The owners of Kyle’s Kitchen have opened a third restaurant, this one in the Hollister Village Plaza in western Goleta.

“This area is really growing,” said owner Deena Ferro. “Goleta has been so amazing to us. We wanted to be part of this community.”

Deena and her husband, Jay Ferro, opened the restaurant at 7000 Hollister Village this past Wednesday. The restaurant is named after their son, Kyle, who was born with a brain injury and has special needs.

They own two other restaurants, at 5723 Calle Real in Goleta and 791 Chapala St. in downtown Santa Barbara.

Jay Ferro started the restaurant Silvergreens when he was a student at UCSB.

The new restaurant, like the others, pays artistic homage to Kyle, 13.

His face decorates one of the walls of the restaurant, and Kyle loves to spend time in the restaurants and already the new Goleta location is his favorite.

The family style eatery offers some new features: single, double and triple scoops of ice cream, on chocolate-dipped cones. The cones start at $3 for a single and go up to $5 for a triple.

But don’t be afraid to indulge in that $5 scoop. Some of the money goes to a good cause.

Deena and Jay donate a portion of their sales each month to a special needs organization. Employees also have the option to donate their tips to the organization.

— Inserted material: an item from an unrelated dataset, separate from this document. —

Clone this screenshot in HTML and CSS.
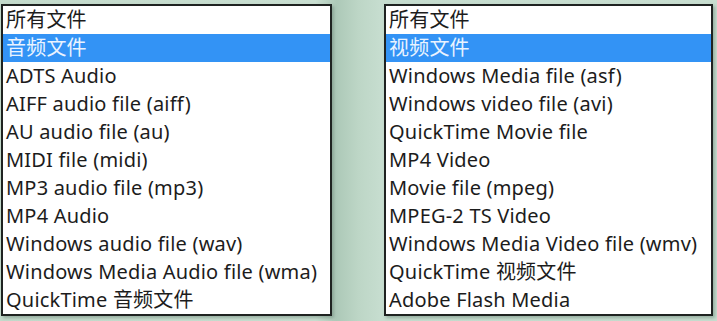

“We wanted to figure out how to give back to the community,” Deena said.

Kyle can often be seen hanging out at the restaurant. The youngster has worked to overcome his challenges. He was blind for the first year of life and had to undergo extensive training and rehabilitation to talk, walk and perform other daily activities.

His mother said that despite some of his earlier challenges, he figured out a way to make an impression on people.

“What he lacked in communication, he made up with connection to people,” she said. “He just wanted to be around people.”

On the walls of the restaurant hangs art created by the Slingshot Art Gallery, developed by the Alpha Resource Center. The program promotes artists with developmental disabilities through participation in gallery and juried art shows.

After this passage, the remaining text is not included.